Doing the Reverse Stroke
The reverse stroke can be used for going in reverse and for braking the kayak from a forward motion. It is the exact opposite of the forward stroke. First, fully immerse the blade on one side next to your hip. Rotate your hip as you move the blade in front of you. Once the blade is near your feet, smoothly bring it out of the water.
Doing the Sweep Stroke
To make your kayak turn, you will need to do the sweep stroke. The sweep stroke is simply doing the forward stroke on one side of the kayak only. This will make your kayak slowly turn in the opposite direction.
Doing the Draw Stroke
There are times when you will need to move your kayak sideways. You can do this with the draw stroke. First, rotate your paddle so that the blade is horizontal. Reach out and let the tip one of the blades touch the water. Using your lower hand, pull the blade straight towards you while keeping the blade in the water. Repeat the stroke until you are in your desired position on the water.

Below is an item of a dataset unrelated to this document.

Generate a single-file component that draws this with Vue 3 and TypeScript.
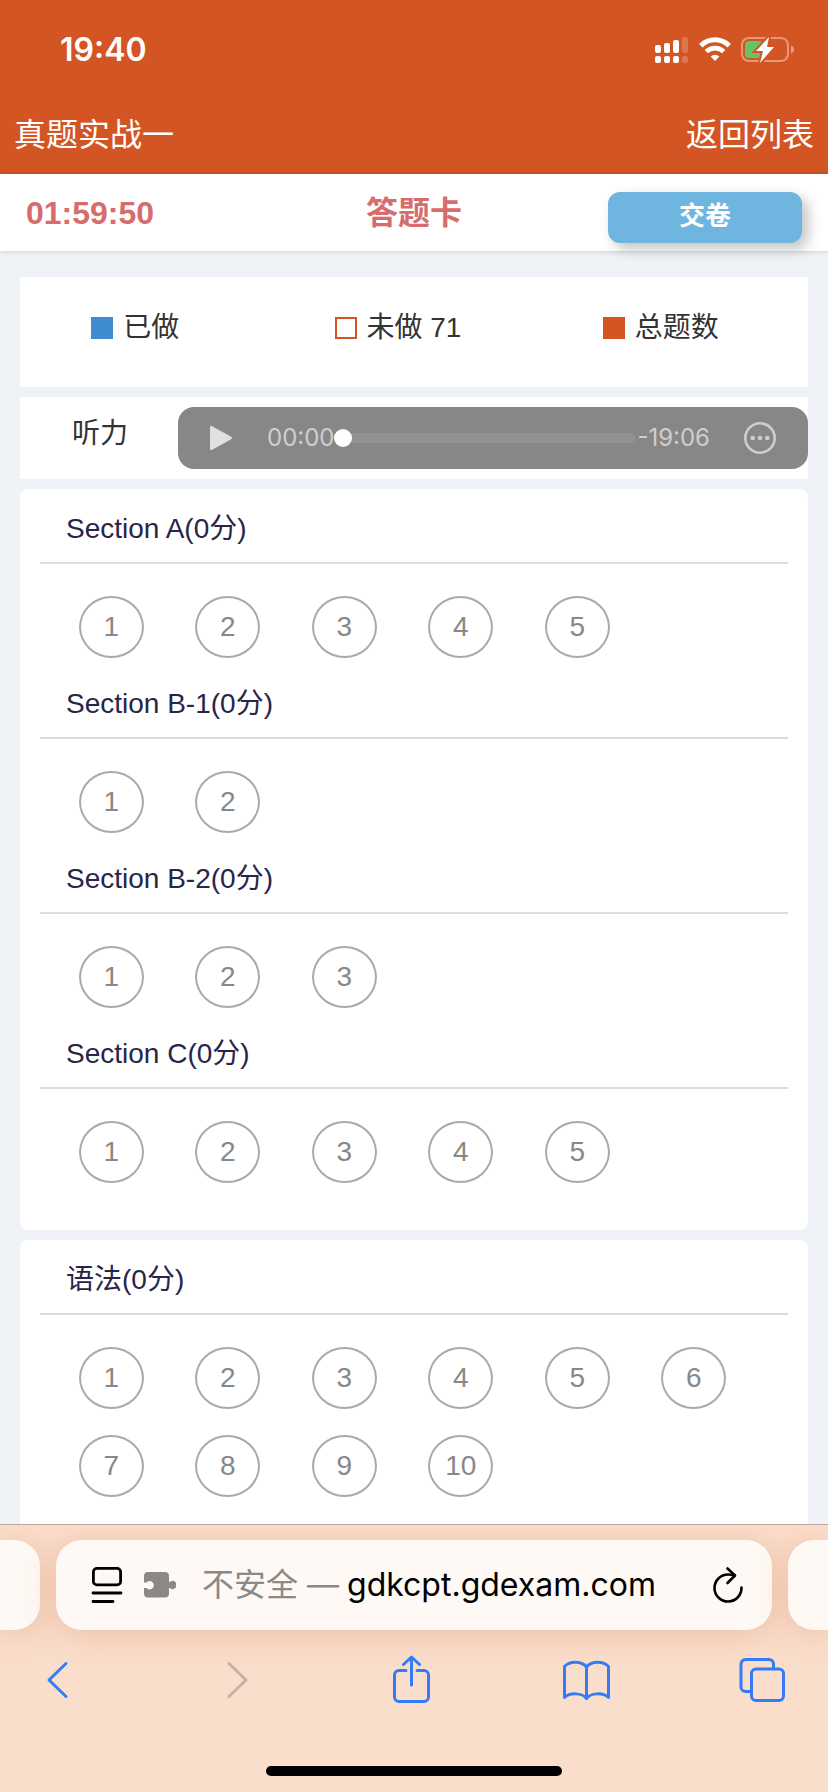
<script setup lang="ts">
import { ref } from 'vue'

interface Section {
  title: string
  count: number
}

const cards: Section[][] = [
  [
    { title: 'Section A(0分)', count: 5 },
    { title: 'Section B-1(0分)', count: 2 },
    { title: 'Section B-2(0分)', count: 3 },
    { title: 'Section C(0分)', count: 5 },
  ],
  [{ title: '语法(0分)', count: 10 }],
]

const legend = [
  { kind: 'done', label: '已做' },
  { kind: 'todo', label: '未做 71' },
  { kind: 'total', label: '总题数' },
]

const position = ref(0)
</script>

<template>
  <div class="screen">
    <header class="top">
      <div class="status">
        <span class="clock">19:40</span>
        <div class="status-icons">
          <svg width="34" height="26" viewBox="0 0 34 26" fill="#fff" aria-hidden="true">
            <rect x="0" y="8" width="6" height="8" rx="2" />
            <rect x="9" y="6" width="6" height="10" rx="2" />
            <rect x="18" y="3" width="6" height="13" rx="2" />
            <rect x="27" y="0" width="6" height="16" rx="2" opacity=".2" />
            <rect x="0" y="19" width="6" height="7" rx="2" />
            <rect x="9" y="19" width="6" height="7" rx="2" />
            <rect x="18" y="19" width="6" height="7" rx="2" />
            <rect x="27" y="19" width="6" height="7" rx="2" opacity=".2" />
          </svg>
          <svg width="32" height="26" viewBox="0 0 32 26" fill="none" aria-hidden="true">
            <path d="M1.800 8.700a20.200 20.200 0 0 1 28.400 0" stroke="#fff" stroke-width="5" />
            <path d="M7.300 14.600a12.400 12.400 0 0 1 17.400 0" stroke="#fff" stroke-width="4.800" />
            <path d="M11.700 19.400a6.200 6.200 0 0 1 8.600 0L16 24z" fill="#fff" />
          </svg>
          <svg width="54" height="28" viewBox="0 0 54 28" fill="none" aria-hidden="true">
            <rect x="1" y="2" width="46" height="23" rx="7" stroke="#fff" stroke-opacity=".4" stroke-width="2" />
            <path d="M50 9.500c4 1.500 4 6.500 0 8z" fill="#fff" opacity=".45" />
            <rect x="4" y="5" width="18" height="17" rx="4" fill="#65c466" />
            <path d="M28 1 15 15h7l-3 12L33 11h-7z" fill="#fff" stroke="#d35523" stroke-width="4" />
            <path d="M28 1 15 15h7l-3 12L33 11h-7z" fill="#fff" />
          </svg>
        </div>
      </div>
      <nav class="nav">
        <h1 class="nav-title">真题实战一</h1>
        <a class="nav-link" href="#list">返回列表</a>
      </nav>
    </header>

    <div class="timer-bar">
      <time class="timer">01:59:50</time>
      <h2 class="bar-title">答题卡</h2>
      <button class="submit" type="button">交卷</button>
    </div>

    <main class="content">
      <ul class="legend">
        <li v-for="item in legend" :key="item.kind" class="legend-item">
          <span class="swatch" :class="item.kind"></span>
          <span>{{ item.label }}</span>
        </li>
      </ul>

      <section class="listening">
        <label class="listening-label" for="seek">听力</label>
        <div class="player">
          <button class="player-btn play" type="button" aria-label="播放">
            <svg width="24" height="26" viewBox="0 0 24 26" aria-hidden="true">
              <path d="M1 2.500c0-1.400 1-2 2.200-1.300l19 10.500c1 .6 1 2 0 2.600l-19 10.500C2 25.500 1 24.900 1 23.500z" fill="#e0e0e0" />
            </svg>
          </button>
          <span class="time">00:00</span>
          <input id="seek" v-model.number="position" class="seek" type="range" min="0" max="1146" />
          <span class="time">-19:06</span>
          <button class="player-btn more" type="button" aria-label="更多">
            <svg width="32" height="32" viewBox="0 0 32 32" aria-hidden="true">
              <circle cx="16" cy="16" r="14.700" fill="none" stroke="#cecece" stroke-width="2.600" />
              <circle cx="8.700" cy="16" r="2.300" fill="#cecece" />
              <circle cx="16" cy="16" r="2.300" fill="#cecece" />
              <circle cx="23.300" cy="16" r="2.300" fill="#cecece" />
            </svg>
          </button>
        </div>
      </section>

      <div v-for="(card, index) in cards" :key="index" class="card">
        <section v-for="section in card" :key="section.title">
          <h3 class="section-title">{{ section.title }}</h3>
          <ol class="questions">
            <li v-for="n in section.count" :key="n">
              <button class="question" type="button">{{ n }}</button>
            </li>
          </ol>
        </section>
      </div>
    </main>

    <footer class="browser">
      <div class="tabs">
        <div class="pill prev"></div>
        <div class="pill address">
          <button class="icon-btn" type="button" aria-label="阅读模式">
            <svg width="32" height="38" viewBox="0 0 32 38" fill="none" stroke="#000" stroke-width="2.800" stroke-linecap="round" aria-hidden="true">
              <rect x="2.400" y="2.400" width="27.200" height="16.500" rx="3.500" />
              <path d="M2 27h28M2 35.500h20" />
            </svg>
          </button>
          <svg class="puzzle" width="32" height="28" viewBox="0 0 32 28" fill="#8b8888" aria-hidden="true">
            <path d="M4 1h17a4 4 0 0 1 4 4v6h1a4 4 0 1 1 0 6h-1v5.500a4 4 0 0 1-4 4H4a4 4 0 0 1-4-4V17h2.500a4.200 4.200 0 1 0 0-5.500H0V5a4 4 0 0 1 4-4z" />
          </svg>
          <button class="url" type="button">
            <span class="insecure">不安全 —</span>
            <span>gdkcpt.gdexam.com</span>
          </button>
          <button class="icon-btn" type="button" aria-label="刷新">
            <svg width="32" height="38" viewBox="0 0 32 38" fill="none" stroke="#000" stroke-width="2.600" stroke-linecap="round" stroke-linejoin="round" aria-hidden="true">
              <path d="M29.500 21.500A13.500 13.500 0 1 1 16 8.500q3.500 0 6.500 1" />
              <path d="M15.500 2.500l7.500 7-7.500 7.500" />
            </svg>
          </button>
        </div>
        <div class="pill next"></div>
      </div>
      <nav class="toolbar">
        <button class="tool" type="button" aria-label="后退">
          <svg viewBox="0 0 60 60"><path d="M39 13.500 22 30l17 16.500" /></svg>
        </button>
        <button class="tool" type="button" aria-label="前进" disabled>
          <svg viewBox="0 0 60 60"><path d="M26 13.500 43 30 26 46.500" /></svg>
        </button>
        <button class="tool" type="button" aria-label="共享">
          <svg viewBox="0 0 60 60">
            <path d="M26 20.500h-7a4.500 4.500 0 0 0-4.500 4.500v22a4.500 4.500 0 0 0 4.500 4.500h25a4.500 4.500 0 0 0 4.500-4.500V25a4.500 4.500 0 0 0-4.500-4.500h-7" />
            <path d="M31.500 35V7.500M23.500 14.500l8-7.500 8 7.500" />
          </svg>
        </button>
        <button class="tool" type="button" aria-label="书签">
          <svg viewBox="0 0 60 60">
            <path d="M30.500 17C26 11.200 14 10.500 8.500 16.500v31C14 42.500 26 42.500 30.500 48.500 35 42.500 47 42.500 52.500 47.500v-31C47 10.500 35 11.200 30.500 17zM30.500 17v31" />
          </svg>
        </button>
        <button class="tool" type="button" aria-label="标签页">
          <svg viewBox="0 0 60 60">
            <path d="M18 41.500h-4.500A4.500 4.500 0 0 1 9 37V14a4.500 4.500 0 0 1 4.500-4.500H37a4.500 4.500 0 0 1 4.500 4.500v4" />
            <rect x="19.500" y="19" width="32" height="31.500" rx="4.500" />
          </svg>
        </button>
      </nav>
      <div class="home-indicator"></div>
    </footer>
  </div>
</template>

<style>
body {
  margin: 0;
}
</style>

<style scoped>
.screen {
  display: flex;
  flex-direction: column;
  height: 100vh;
  overflow: hidden;
  background: #eff2f7;
  color: #333;
  font-family: "Liberation Sans", "Noto Sans CJK SC", sans-serif;
  font-size: 28px;
  line-height: 40px;
}

h1,
h2,
h3,
ul,
ol {
  margin: 0;
  padding: 0;
  font-size: inherit;
  font-weight: 400;
  list-style: none;
}

button {
  margin: 0;
  padding: 0;
  border: 0;
  background: none;
  color: inherit;
  font: inherit;
}

svg {
  display: block;
}

.top {
  flex: none;
  background: #d35523;
  color: #fff;
}

.status {
  display: flex;
  align-items: center;
  justify-content: space-between;
  height: 100px;
  padding: 0 33px 0 60px;
}

.clock {
  font-family: Inter, sans-serif;
  font-size: 32px;
  font-weight: 600;
}

.status-icons {
  display: flex;
  align-items: center;
  gap: 10px;
}

.nav {
  display: flex;
  align-items: center;
  justify-content: space-between;
  box-sizing: border-box;
  height: 74px;
  padding: 0 14px 4px;
}

.nav-title,
.nav-link {
  color: #fff;
  font-size: 32px;
  text-decoration: none;
}

.timer-bar {
  position: relative;
  z-index: 1;
  display: grid;
  grid-template-columns: 1fr auto 1fr;
  align-items: center;
  flex: none;
  height: 77px;
  padding: 0 26px;
  background: #fff;
  box-shadow: 0 0 6px rgba(0, 0, 0, 0.16);
  color: #d76c6c;
}

.timer,
.bar-title {
  font-size: 32px;
  font-weight: 700;
}

.submit {
  justify-self: end;
  width: 194px;
  height: 51px;
  margin-top: 10px;
  padding-bottom: 4px;
  border-radius: 12px;
  background: #6eb5df;
  box-shadow: 6px 6px 14px rgba(0, 0, 0, 0.24);
  color: #fff;
  font-size: 26px;
  font-weight: 700;
}

.content {
  display: flex;
  flex: 1;
  flex-direction: column;
  gap: 10px;
  min-height: 0;
  padding: 26px 20px 0;
  overflow: hidden;
}

.legend {
  display: grid;
  flex: none;
  grid-template-columns: repeat(3, 1fr);
  height: 110px;
  background: #fff;
}

.legend-item {
  display: flex;
  align-items: center;
  justify-content: center;
  gap: 10px;
  height: 102px;
  padding-right: 32px;
}

.swatch {
  box-sizing: border-box;
  width: 22px;
  height: 22px;
}

.swatch.done {
  background: #3f8ccf;
}

.swatch.todo {
  border: 2px solid #d35523;
}

.swatch.total {
  background: #d35523;
}

.listening {
  display: flex;
  flex: none;
  align-items: center;
  height: 82px;
  background: #fff;
}

.listening-label {
  width: 106px;
  padding: 0 0 8px 52px;
}

.player {
  display: flex;
  flex: 1;
  align-items: center;
  height: 62px;
  border-radius: 16px;
  background: #878787;
  color: #cecece;
}

.player-btn {
  flex: none;
}

.play {
  margin: 0 34px 0 31px;
}

.more {
  margin: 0 32px 0 34px;
}

.time {
  font-family: Inter, sans-serif;
  font-size: 24px;
}

.seek {
  flex: 1;
  min-width: 0;
  height: 18px;
  margin: 0 2px 0 0;
  appearance: none;
  background: none;
}

.seek::-webkit-slider-runnable-track {
  height: 10px;
  border-radius: 5px;
  background: #929292;
}

.seek::-webkit-slider-thumb {
  width: 18px;
  height: 18px;
  margin-top: -4px;
  appearance: none;
  border-radius: 50%;
  background: #fff;
}

.card {
  flex: none;
  padding: 0 20px 41px;
  border-radius: 8px;
  background: #fff;
}

.section-title {
  height: 73px;
  padding-left: 26px;
  border-bottom: 2px solid #ddd;
  color: #282548;
  line-height: 80px;
}

.questions {
  display: grid;
  grid-template-columns: repeat(6, 1fr);
  justify-items: center;
  row-gap: 26px;
  padding: 32px 36px 6px 13px;
}

.question {
  display: block;
  width: 65px;
  height: 62px;
  border: 2px solid #aaa;
  border-radius: 50%;
  color: #888;
}

.browser {
  position: relative;
  flex: none;
  overflow: hidden;
  border-top: 1px solid #bda79c;
  background: #f9decb;
}

.tabs {
  display: grid;
  grid-template-columns: 40px 1fr 40px;
  gap: 16px;
  padding-top: 15px;
}

.pill {
  height: 90px;
  border-radius: 26px;
  background: #fef9f5;
  box-shadow: 0 4px 32px rgba(214, 112, 72, 0.28);
}

.prev {
  border-radius: 0 26px 26px 0;
}

.next {
  border-radius: 26px 0 0 26px;
}

.address {
  display: flex;
  align-items: center;
  padding: 0 28px 0 35px;
}

.icon-btn {
  flex: none;
}

.puzzle {
  flex: none;
  margin-left: 21px;
}

.url {
  flex: 1;
  padding-left: 26px;
  color: #000;
  font-family: Inter, "Noto Sans CJK SC", sans-serif;
  font-size: 32px;
  text-align: left;
  white-space: nowrap;
}

.insecure {
  margin-right: 8px;
  color: #8b8888;
}

.toolbar {
  display: flex;
  justify-content: space-between;
  padding: 20px 36px 0 27px;
}

.tool {
  width: 60px;
  height: 60px;
  color: #357af6;
}

.tool:disabled {
  color: #c6b1a4;
}

.tool svg {
  fill: none;
  stroke: currentColor;
  stroke-width: 3;
  stroke-linecap: round;
  stroke-linejoin: round;
}

.home-indicator {
  width: 296px;
  height: 10px;
  margin: 56px auto 16px;
  border-radius: 5px;
  background: #000;
}
</style>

When paddling, no matter what stroke you are doing, using your core to move will help avoid fatigue in your arms. Power your stroke with your strong core muscles and sit upright. Do not forget to maintain the paddler’s box as this will help make it easier to remember to use your core muscles for paddling.
Kayaking Safety Tips
Whether it is your first time to go kayaking or you are a skilled kayaker, it is importantly to always observe practices that will keep you safe while kayaking.
- Be aware of weather conditions.
- Wear clothing appropriate for the water temperature.
- Do not drink and kayak.
- Stay within the weight capacity of your kayak. This includes not just the weight of the people on the boat, but also the weight of everything you bring on the kayak.
- Always wear your personal flotation device.
- Inform someone where you will go kayaking and how long you expect to be gone.
- Equip yourself with basic water safety and self-rescue skills.
- Bring food and water if you plan to kayak for more than an hour to keep yourself hydrated and energized.
- Stretch before and after kayaking.
- Bring an emergency bag that has important tools such as a compass, a map, a flare, a safety whistle, and a first aid kit.